Goal of the exercise:
Exclude the pictures and return every line exactly as written.

Material:
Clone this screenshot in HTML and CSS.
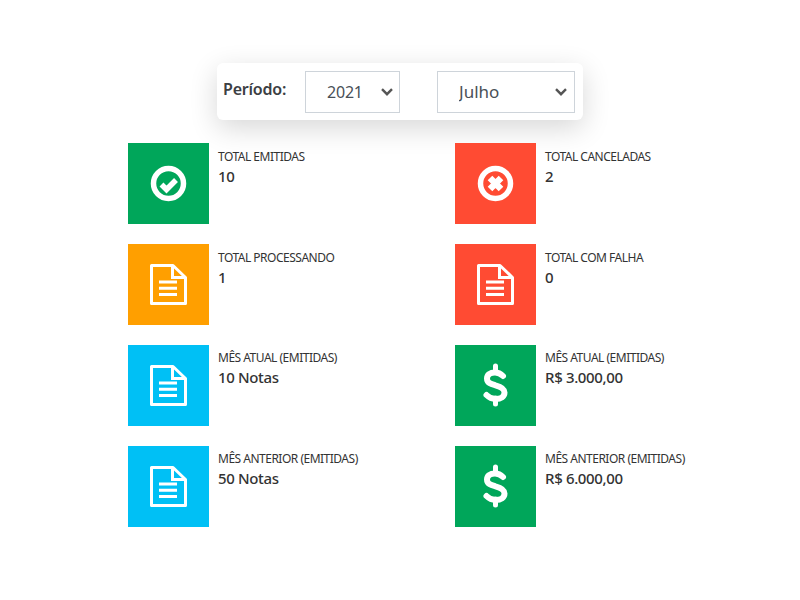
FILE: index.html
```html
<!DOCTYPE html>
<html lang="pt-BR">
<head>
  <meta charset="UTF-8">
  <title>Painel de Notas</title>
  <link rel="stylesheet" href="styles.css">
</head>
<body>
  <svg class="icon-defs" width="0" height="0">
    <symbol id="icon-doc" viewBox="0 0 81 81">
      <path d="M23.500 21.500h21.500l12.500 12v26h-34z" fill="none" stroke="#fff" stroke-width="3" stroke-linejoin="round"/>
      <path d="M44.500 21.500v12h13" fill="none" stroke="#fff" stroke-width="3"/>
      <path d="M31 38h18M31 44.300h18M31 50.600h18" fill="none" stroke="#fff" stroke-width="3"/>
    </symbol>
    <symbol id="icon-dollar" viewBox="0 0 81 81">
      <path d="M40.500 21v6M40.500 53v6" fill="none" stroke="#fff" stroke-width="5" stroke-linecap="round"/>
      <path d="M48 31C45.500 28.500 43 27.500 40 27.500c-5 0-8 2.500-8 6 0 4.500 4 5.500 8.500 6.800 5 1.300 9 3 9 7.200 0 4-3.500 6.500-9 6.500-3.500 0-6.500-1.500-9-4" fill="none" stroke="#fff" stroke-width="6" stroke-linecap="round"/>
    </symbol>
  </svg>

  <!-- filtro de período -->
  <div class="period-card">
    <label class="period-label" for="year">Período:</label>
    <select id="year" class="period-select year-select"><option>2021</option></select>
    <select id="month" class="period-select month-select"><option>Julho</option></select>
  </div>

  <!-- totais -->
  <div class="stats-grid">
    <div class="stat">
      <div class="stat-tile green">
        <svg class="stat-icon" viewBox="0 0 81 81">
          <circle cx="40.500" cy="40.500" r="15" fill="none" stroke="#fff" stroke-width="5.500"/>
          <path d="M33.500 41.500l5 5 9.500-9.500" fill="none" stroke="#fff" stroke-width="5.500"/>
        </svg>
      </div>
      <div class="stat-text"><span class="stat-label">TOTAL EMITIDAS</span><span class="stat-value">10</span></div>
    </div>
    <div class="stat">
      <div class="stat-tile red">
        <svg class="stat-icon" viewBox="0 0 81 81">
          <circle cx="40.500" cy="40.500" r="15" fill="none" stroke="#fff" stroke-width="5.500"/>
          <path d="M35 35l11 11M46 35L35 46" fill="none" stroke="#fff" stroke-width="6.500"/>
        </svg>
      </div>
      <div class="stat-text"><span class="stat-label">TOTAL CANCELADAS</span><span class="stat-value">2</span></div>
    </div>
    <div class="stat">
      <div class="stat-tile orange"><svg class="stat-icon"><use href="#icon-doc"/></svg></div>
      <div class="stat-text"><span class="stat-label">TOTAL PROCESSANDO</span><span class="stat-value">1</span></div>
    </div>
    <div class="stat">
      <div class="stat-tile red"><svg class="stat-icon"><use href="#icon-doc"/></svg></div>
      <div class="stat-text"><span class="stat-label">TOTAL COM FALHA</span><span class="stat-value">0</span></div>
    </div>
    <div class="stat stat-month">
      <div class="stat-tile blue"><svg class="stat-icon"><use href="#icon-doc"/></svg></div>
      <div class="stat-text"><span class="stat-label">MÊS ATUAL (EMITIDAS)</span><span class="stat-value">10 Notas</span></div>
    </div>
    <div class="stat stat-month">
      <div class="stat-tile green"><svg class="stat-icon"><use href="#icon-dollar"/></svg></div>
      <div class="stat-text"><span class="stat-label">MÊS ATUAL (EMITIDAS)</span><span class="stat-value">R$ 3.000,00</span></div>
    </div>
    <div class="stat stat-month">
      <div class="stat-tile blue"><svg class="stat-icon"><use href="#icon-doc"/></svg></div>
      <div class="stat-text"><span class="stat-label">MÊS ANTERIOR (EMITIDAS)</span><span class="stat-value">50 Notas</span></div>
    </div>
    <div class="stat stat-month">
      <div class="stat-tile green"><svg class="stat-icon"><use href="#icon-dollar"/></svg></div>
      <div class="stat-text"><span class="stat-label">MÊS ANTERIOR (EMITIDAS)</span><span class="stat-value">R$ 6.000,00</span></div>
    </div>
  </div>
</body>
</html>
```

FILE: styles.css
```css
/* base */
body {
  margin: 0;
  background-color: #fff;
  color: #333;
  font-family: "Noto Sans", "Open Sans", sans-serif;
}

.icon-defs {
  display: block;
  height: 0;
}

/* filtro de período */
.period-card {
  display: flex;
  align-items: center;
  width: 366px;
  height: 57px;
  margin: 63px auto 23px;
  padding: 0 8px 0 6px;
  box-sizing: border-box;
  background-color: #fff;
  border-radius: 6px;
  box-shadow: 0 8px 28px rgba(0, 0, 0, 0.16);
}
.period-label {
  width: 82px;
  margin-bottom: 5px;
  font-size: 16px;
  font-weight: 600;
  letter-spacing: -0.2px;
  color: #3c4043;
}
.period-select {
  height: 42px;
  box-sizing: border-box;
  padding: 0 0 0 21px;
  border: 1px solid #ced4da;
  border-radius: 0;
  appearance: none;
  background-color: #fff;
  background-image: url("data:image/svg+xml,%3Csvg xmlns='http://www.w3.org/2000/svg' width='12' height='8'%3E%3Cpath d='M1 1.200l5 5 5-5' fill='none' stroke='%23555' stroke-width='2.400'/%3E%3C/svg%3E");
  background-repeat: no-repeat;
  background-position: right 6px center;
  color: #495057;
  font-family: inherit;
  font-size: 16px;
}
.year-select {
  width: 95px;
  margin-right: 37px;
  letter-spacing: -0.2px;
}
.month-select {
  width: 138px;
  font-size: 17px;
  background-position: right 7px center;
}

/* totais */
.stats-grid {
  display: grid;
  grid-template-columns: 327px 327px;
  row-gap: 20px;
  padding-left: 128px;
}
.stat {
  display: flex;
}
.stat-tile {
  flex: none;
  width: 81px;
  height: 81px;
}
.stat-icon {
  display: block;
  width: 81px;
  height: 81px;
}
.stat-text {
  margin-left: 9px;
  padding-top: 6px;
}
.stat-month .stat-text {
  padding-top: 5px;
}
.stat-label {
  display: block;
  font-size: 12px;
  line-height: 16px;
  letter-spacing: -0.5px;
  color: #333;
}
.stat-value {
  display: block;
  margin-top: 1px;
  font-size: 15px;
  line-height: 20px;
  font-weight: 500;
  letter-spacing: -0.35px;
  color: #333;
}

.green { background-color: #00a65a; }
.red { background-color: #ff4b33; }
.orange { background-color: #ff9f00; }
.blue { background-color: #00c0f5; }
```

Result:
Clone this screenshot in HTML and CSS.
FILE: index.html
```html
<!DOCTYPE html>
<html lang="pt-BR">
<head>
  <meta charset="UTF-8">
  <title>Painel de Notas</title>
  <link rel="stylesheet" href="styles.css">
</head>
<body>
  <svg class="icon-defs" width="0" height="0">
    <symbol id="icon-doc" viewBox="0 0 81 81">
      <path d="M23.500 21.500h21.500l12.500 12v26h-34z" fill="none" stroke="#fff" stroke-width="3" stroke-linejoin="round"/>
      <path d="M44.500 21.500v12h13" fill="none" stroke="#fff" stroke-width="3"/>
      <path d="M31 38h18M31 44.300h18M31 50.600h18" fill="none" stroke="#fff" stroke-width="3"/>
    </symbol>
    <symbol id="icon-dollar" viewBox="0 0 81 81">
      <path d="M40.500 21v6M40.500 53v6" fill="none" stroke="#fff" stroke-width="5" stroke-linecap="round"/>
      <path d="M48 31C45.500 28.500 43 27.500 40 27.500c-5 0-8 2.500-8 6 0 4.500 4 5.500 8.500 6.800 5 1.300 9 3 9 7.200 0 4-3.500 6.500-9 6.500-3.500 0-6.500-1.500-9-4" fill="none" stroke="#fff" stroke-width="6" stroke-linecap="round"/>
    </symbol>
  </svg>

  <!-- filtro de período -->
  <div class="period-card">
    <label class="period-label" for="year">Período:</label>
    <select id="year" class="period-select year-select"><option>2021</option></select>
    <select id="month" class="period-select month-select"><option>Julho</option></select>
  </div>

  <!-- totais -->
  <div class="stats-grid">
    <div class="stat">
      <div class="stat-tile green">
        <svg class="stat-icon" viewBox="0 0 81 81">
          <circle cx="40.500" cy="40.500" r="15" fill="none" stroke="#fff" stroke-width="5.500"/>
          <path d="M33.500 41.500l5 5 9.500-9.500" fill="none" stroke="#fff" stroke-width="5.500"/>
        </svg>
      </div>
      <div class="stat-text"><span class="stat-label">TOTAL EMITIDAS</span><span class="stat-value">10</span></div>
    </div>
    <div class="stat">
      <div class="stat-tile red">
        <svg class="stat-icon" viewBox="0 0 81 81">
          <circle cx="40.500" cy="40.500" r="15" fill="none" stroke="#fff" stroke-width="5.500"/>
          <path d="M35 35l11 11M46 35L35 46" fill="none" stroke="#fff" stroke-width="6.500"/>
        </svg>
      </div>
      <div class="stat-text"><span class="stat-label">TOTAL CANCELADAS</span><span class="stat-value">2</span></div>
    </div>
    <div class="stat">
      <div class="stat-tile orange"><svg class="stat-icon"><use href="#icon-doc"/></svg></div>
      <div class="stat-text"><span class="stat-label">TOTAL PROCESSANDO</span><span class="stat-value">1</span></div>
    </div>
    <div class="stat">
      <div class="stat-tile red"><svg class="stat-icon"><use href="#icon-doc"/></svg></div>
      <div class="stat-text"><span class="stat-label">TOTAL COM FALHA</span><span class="stat-value">0</span></div>
    </div>
    <div class="stat stat-month">
      <div class="stat-tile blue"><svg class="stat-icon"><use href="#icon-doc"/></svg></div>
      <div class="stat-text"><span class="stat-label">MÊS ATUAL (EMITIDAS)</span><span class="stat-value">10 Notas</span></div>
    </div>
    <div class="stat stat-month">
      <div class="stat-tile green"><svg class="stat-icon"><use href="#icon-dollar"/></svg></div>
      <div class="stat-text"><span class="stat-label">MÊS ATUAL (EMITIDAS)</span><span class="stat-value">R$ 3.000,00</span></div>
    </div>
    <div class="stat stat-month">
      <div class="stat-tile blue"><svg class="stat-icon"><use href="#icon-doc"/></svg></div>
      <div class="stat-text"><span class="stat-label">MÊS ANTERIOR (EMITIDAS)</span><span class="stat-value">50 Notas</span></div>
    </div>
    <div class="stat stat-month">
      <div class="stat-tile green"><svg class="stat-icon"><use href="#icon-dollar"/></svg></div>
      <div class="stat-text"><span class="stat-label">MÊS ANTERIOR (EMITIDAS)</span><span class="stat-value">R$ 6.000,00</span></div>
    </div>
  </div>
</body>
</html>
```

FILE: styles.css
```css
/* base */
body {
  margin: 0;
  background-color: #fff;
  color: #333;
  font-family: "Noto Sans", "Open Sans", sans-serif;
}

.icon-defs {
  display: block;
  height: 0;
}

/* filtro de período */
.period-card {
  display: flex;
  align-items: center;
  width: 366px;
  height: 57px;
  margin: 63px auto 23px;
  padding: 0 8px 0 6px;
  box-sizing: border-box;
  background-color: #fff;
  border-radius: 6px;
  box-shadow: 0 8px 28px rgba(0, 0, 0, 0.16);
}
.period-label {
  width: 82px;
  margin-bottom: 5px;
  font-size: 16px;
  font-weight: 600;
  letter-spacing: -0.2px;
  color: #3c4043;
}
.period-select {
  height: 42px;
  box-sizing: border-box;
  padding: 0 0 0 21px;
  border: 1px solid #ced4da;
  border-radius: 0;
  appearance: none;
  background-color: #fff;
  background-image: url("data:image/svg+xml,%3Csvg xmlns='http://www.w3.org/2000/svg' width='12' height='8'%3E%3Cpath d='M1 1.200l5 5 5-5' fill='none' stroke='%23555' stroke-width='2.400'/%3E%3C/svg%3E");
  background-repeat: no-repeat;
  background-position: right 6px center;
  color: #495057;
  font-family: inherit;
  font-size: 16px;
}
.year-select {
  width: 95px;
  margin-right: 37px;
  letter-spacing: -0.2px;
}
.month-select {
  width: 138px;
  font-size: 17px;
  background-position: right 7px center;
}

/* totais */
.stats-grid {
  display: grid;
  grid-template-columns: 327px 327px;
  row-gap: 20px;
  padding-left: 128px;
}
.stat {
  display: flex;
}
.stat-tile {
  flex: none;
  width: 81px;
  height: 81px;
}
.stat-icon {
  display: block;
  width: 81px;
  height: 81px;
}
.stat-text {
  margin-left: 9px;
  padding-top: 6px;
}
.stat-month .stat-text {
  padding-top: 5px;
}
.stat-label {
  display: block;
  font-size: 12px;
  line-height: 16px;
  letter-spacing: -0.5px;
  color: #333;
}
.stat-value {
  display: block;
  margin-top: 1px;
  font-size: 15px;
  line-height: 20px;
  font-weight: 500;
  letter-spacing: -0.35px;
  color: #333;
}

.green { background-color: #00a65a; }
.red { background-color: #ff4b33; }
.orange { background-color: #ff9f00; }
.blue { background-color: #00c0f5; }
```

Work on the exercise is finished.